Reproduce all the lines below exactly and omit the images.

━━ Collected data

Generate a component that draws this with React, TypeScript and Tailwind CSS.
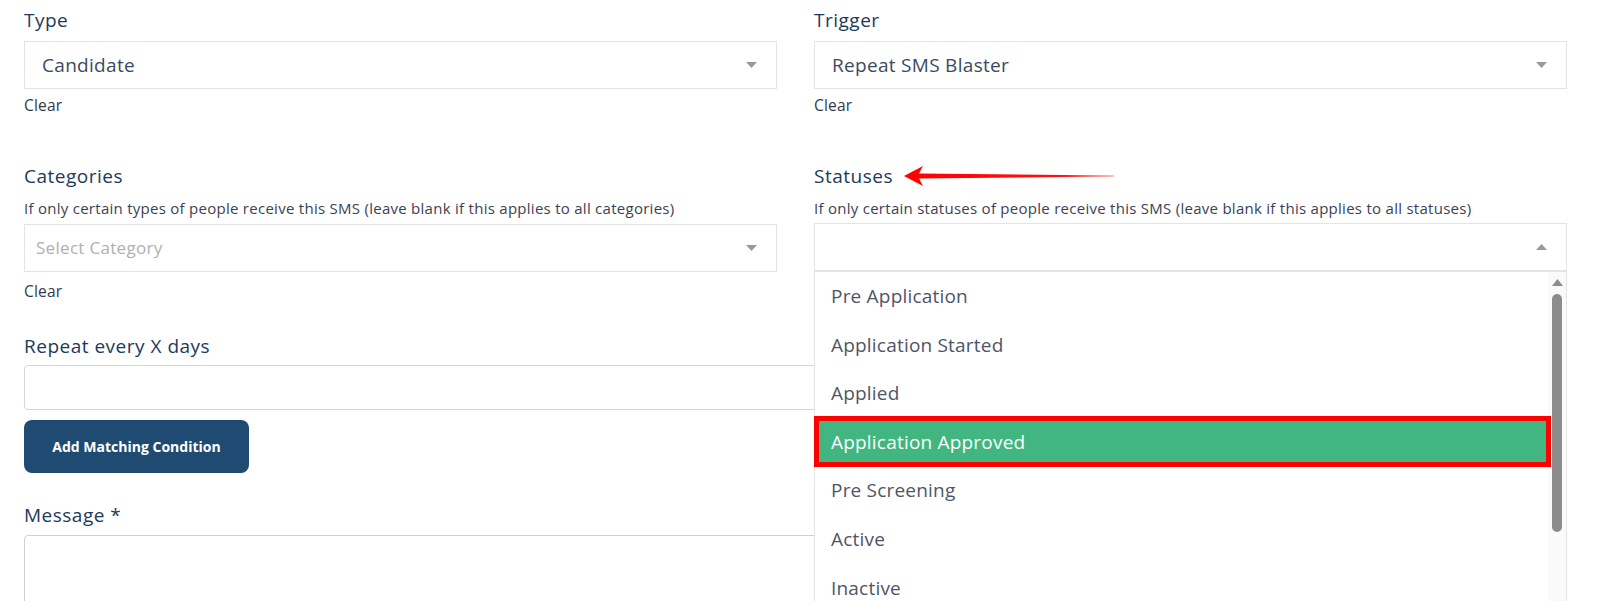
import React from "react";

const font = { fontFamily: '"Open Sans", "Noto Sans", sans-serif' };

function Caret({ up = false }: { up?: boolean }) {
  return (
    <svg width="11" height="6" viewBox="0 0 11 6" className="absolute right-[19px] top-1/2 -translate-y-1/2">
      {up ? <path d="M0 6 L5.5 0 L11 6 Z" fill="#999" /> : <path d="M0 0 L11 0 L5.5 6 Z" fill="#999" />}
    </svg>
  );
}

const options = [
  "Pre Application",
  "Application Started",
  "Applied",
  "Application Approved",
  "Pre Screening",
  "Active",
  "Inactive",
  "Terminated",
];

const label = "h-[24px] leading-[24px] text-[19px] tracking-[0.5px] font-medium text-[#1b3a5c] whitespace-nowrap";
const clear = "h-[20px] leading-[20px] text-[15.5px] tracking-[0.2px] text-[#333a4a]";
const helper = "mt-[10px] h-[20px] leading-[20px] text-[15px] tracking-[0.27px] text-[#3c3f55] whitespace-nowrap";

export default function App() {
  return (
    <div className="w-[1600px] h-[601px] overflow-hidden bg-white relative" style={font}>
      <div className="pl-[24px] pr-[33px] pt-[8px]">
        <div className="grid grid-cols-2 gap-x-[37px]">
          {/* Type */}
          <div className="flex flex-col">
            <div className={label}>Type</div>
            <div className="relative mt-[9px] h-[48px] border border-[#e4e4e4] flex items-center pl-[17px] text-[19px] tracking-[0.3px] text-[#3b4a63]">
              Candidate
              <Caret />
            </div>
            <div className={"mt-[6px] " + clear}>Clear</div>
          </div>
          {/* Trigger */}
          <div className="flex flex-col">
            <div className={label}>Trigger</div>
            <div className="relative mt-[9px] h-[48px] border border-[#e4e4e4] flex items-center pl-[17px] text-[19px] tracking-[0.3px] text-[#3b4a63]">
              Repeat SMS Blaster
              <Caret />
            </div>
            <div className={"mt-[6px] " + clear}>Clear</div>
          </div>
          {/* Categories */}
          <div className="flex flex-col mt-[49px]">
            <div className={label}>Categories</div>
            <div className={helper}>
              If only certain types of people receive this SMS (leave blank if this applies to all categories)
            </div>
            <div className="relative mt-[6px] h-[48px] border border-[#e4e4e4] flex items-center pl-[11px] text-[17px] tracking-[0.3px] text-[#b0b0b0]">
              Select Category
              <Caret />
            </div>
            <div className={"mt-[9px] " + clear}>Clear</div>
          </div>
          {/* Statuses */}
          <div className="flex flex-col mt-[49px] relative z-10">
            <div className={"relative " + label}>
              Statuses
              <svg width="210" height="22" viewBox="0 0 210 22" className="absolute left-[90px] top-[1px]">
                <defs>
                  <linearGradient id="ag" x1="0" y1="0" x2="1" y2="0">
                    <stop offset="0" stopColor="#ff0000" />
                    <stop offset="0.75" stopColor="#ff1010" />
                    <stop offset="1" stopColor="#ff8080" />
                  </linearGradient>
                </defs>
                <path d="M0 11 L19 1 L15 8.5 L210 10.5 L210 11.5 L15 13.5 L19 21 Z" fill="url(#ag)" />
              </svg>
            </div>
            <div className={helper}>
              If only certain statuses of people receive this SMS (leave blank if this applies to all statuses)
            </div>
            <div className="relative mt-[5px] h-[48px] border border-[#e4e4e4] bg-white">
              <Caret up />
              <div className="absolute left-[-1px] right-[-1px] top-[47px] h-[340px] border border-[#e4e4e4] bg-white flex">
                <div className="flex-1 flex flex-col">
                  {options.map((o) =>
                    o === "Application Approved" ? (
                      <div key={o} className="relative h-[48.6px] shrink-0 bg-[#41b681] flex items-center pl-[16px] text-[19px] tracking-[0.2px] text-white">
                        {o}
                        <div className="absolute left-[-1px] right-[-3px] top-[-2px] bottom-[-1px] border-[5px] border-[#ff0000]" />
                      </div>
                    ) : (
                      <div key={o} className="h-[48.6px] shrink-0 flex items-center pl-[16px] text-[19px] tracking-[0.2px] text-[#4f5568]">
                        {o}
                      </div>
                    )
                  )}
                </div>
                <div className="w-[18px] bg-[#fafafa] flex flex-col items-center pt-[7px]">
                  <svg width="11" height="7" viewBox="0 0 11 7">
                    <path d="M0 7 L5.5 0 L11 7 Z" fill="#8c8c8c" />
                  </svg>
                  <div className="mt-[8px] w-[10px] h-[238px] rounded-full bg-[#8c8c8c]" />
                </div>
              </div>
            </div>
          </div>
        </div>

        {/* Repeat */}
        <div className={"mt-[33px] " + label}>Repeat every X days</div>
        <div className="mt-[7px] h-[45px] border border-[#d3d5dc] rounded-[4px]" />
        <button className="mt-[10px] w-[225px] h-[53px] rounded-[8px] bg-[#1f4b73] text-white text-[14px] font-bold">
          Add Matching Condition
        </button>
        <div className={"mt-[30px] " + label}>Message *</div>
        <div className="mt-[8px] h-[150px] border border-[#d0d0d0] rounded-[4px]" />
      </div>
    </div>
  );
}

━━━━

• _Result of the task_
Generate a component that draws this with React, TypeScript and Tailwind CSS.
import React from "react";

const font = { fontFamily: '"Open Sans", "Noto Sans", sans-serif' };

function Caret({ up = false }: { up?: boolean }) {
  return (
    <svg width="11" height="6" viewBox="0 0 11 6" className="absolute right-[19px] top-1/2 -translate-y-1/2">
      {up ? <path d="M0 6 L5.5 0 L11 6 Z" fill="#999" /> : <path d="M0 0 L11 0 L5.5 6 Z" fill="#999" />}
    </svg>
  );
}

const options = [
  "Pre Application",
  "Application Started",
  "Applied",
  "Application Approved",
  "Pre Screening",
  "Active",
  "Inactive",
  "Terminated",
];

const label = "h-[24px] leading-[24px] text-[19px] tracking-[0.5px] font-medium text-[#1b3a5c] whitespace-nowrap";
const clear = "h-[20px] leading-[20px] text-[15.5px] tracking-[0.2px] text-[#333a4a]";
const helper = "mt-[10px] h-[20px] leading-[20px] text-[15px] tracking-[0.27px] text-[#3c3f55] whitespace-nowrap";

export default function App() {
  return (
    <div className="w-[1600px] h-[601px] overflow-hidden bg-white relative" style={font}>
      <div className="pl-[24px] pr-[33px] pt-[8px]">
        <div className="grid grid-cols-2 gap-x-[37px]">
          {/* Type */}
          <div className="flex flex-col">
            <div className={label}>Type</div>
            <div className="relative mt-[9px] h-[48px] border border-[#e4e4e4] flex items-center pl-[17px] text-[19px] tracking-[0.3px] text-[#3b4a63]">
              Candidate
              <Caret />
            </div>
            <div className={"mt-[6px] " + clear}>Clear</div>
          </div>
          {/* Trigger */}
          <div className="flex flex-col">
            <div className={label}>Trigger</div>
            <div className="relative mt-[9px] h-[48px] border border-[#e4e4e4] flex items-center pl-[17px] text-[19px] tracking-[0.3px] text-[#3b4a63]">
              Repeat SMS Blaster
              <Caret />
            </div>
            <div className={"mt-[6px] " + clear}>Clear</div>
          </div>
          {/* Categories */}
          <div className="flex flex-col mt-[49px]">
            <div className={label}>Categories</div>
            <div className={helper}>
              If only certain types of people receive this SMS (leave blank if this applies to all categories)
            </div>
            <div className="relative mt-[6px] h-[48px] border border-[#e4e4e4] flex items-center pl-[11px] text-[17px] tracking-[0.3px] text-[#b0b0b0]">
              Select Category
              <Caret />
            </div>
            <div className={"mt-[9px] " + clear}>Clear</div>
          </div>
          {/* Statuses */}
          <div className="flex flex-col mt-[49px] relative z-10">
            <div className={"relative " + label}>
              Statuses
              <svg width="210" height="22" viewBox="0 0 210 22" className="absolute left-[90px] top-[1px]">
                <defs>
                  <linearGradient id="ag" x1="0" y1="0" x2="1" y2="0">
                    <stop offset="0" stopColor="#ff0000" />
                    <stop offset="0.75" stopColor="#ff1010" />
                    <stop offset="1" stopColor="#ff8080" />
                  </linearGradient>
                </defs>
                <path d="M0 11 L19 1 L15 8.5 L210 10.5 L210 11.5 L15 13.5 L19 21 Z" fill="url(#ag)" />
              </svg>
            </div>
            <div className={helper}>
              If only certain statuses of people receive this SMS (leave blank if this applies to all statuses)
            </div>
            <div className="relative mt-[5px] h-[48px] border border-[#e4e4e4] bg-white">
              <Caret up />
              <div className="absolute left-[-1px] right-[-1px] top-[47px] h-[340px] border border-[#e4e4e4] bg-white flex">
                <div className="flex-1 flex flex-col">
                  {options.map((o) =>
                    o === "Application Approved" ? (
                      <div key={o} className="relative h-[48.6px] shrink-0 bg-[#41b681] flex items-center pl-[16px] text-[19px] tracking-[0.2px] text-white">
                        {o}
                        <div className="absolute left-[-1px] right-[-3px] top-[-2px] bottom-[-1px] border-[5px] border-[#ff0000]" />
                      </div>
                    ) : (
                      <div key={o} className="h-[48.6px] shrink-0 flex items-center pl-[16px] text-[19px] tracking-[0.2px] text-[#4f5568]">
                        {o}
                      </div>
                    )
                  )}
                </div>
                <div className="w-[18px] bg-[#fafafa] flex flex-col items-center pt-[7px]">
                  <svg width="11" height="7" viewBox="0 0 11 7">
                    <path d="M0 7 L5.5 0 L11 7 Z" fill="#8c8c8c" />
                  </svg>
                  <div className="mt-[8px] w-[10px] h-[238px] rounded-full bg-[#8c8c8c]" />
                </div>
              </div>
            </div>
          </div>
        </div>

        {/* Repeat */}
        <div className={"mt-[33px] " + label}>Repeat every X days</div>
        <div className="mt-[7px] h-[45px] border border-[#d3d5dc] rounded-[4px]" />
        <button className="mt-[10px] w-[225px] h-[53px] rounded-[8px] bg-[#1f4b73] text-white text-[14px] font-bold">
          Add Matching Condition
        </button>
        <div className={"mt-[30px] " + label}>Message *</div>
        <div className="mt-[8px] h-[150px] border border-[#d0d0d0] rounded-[4px]" />
      </div>
    </div>
  );
}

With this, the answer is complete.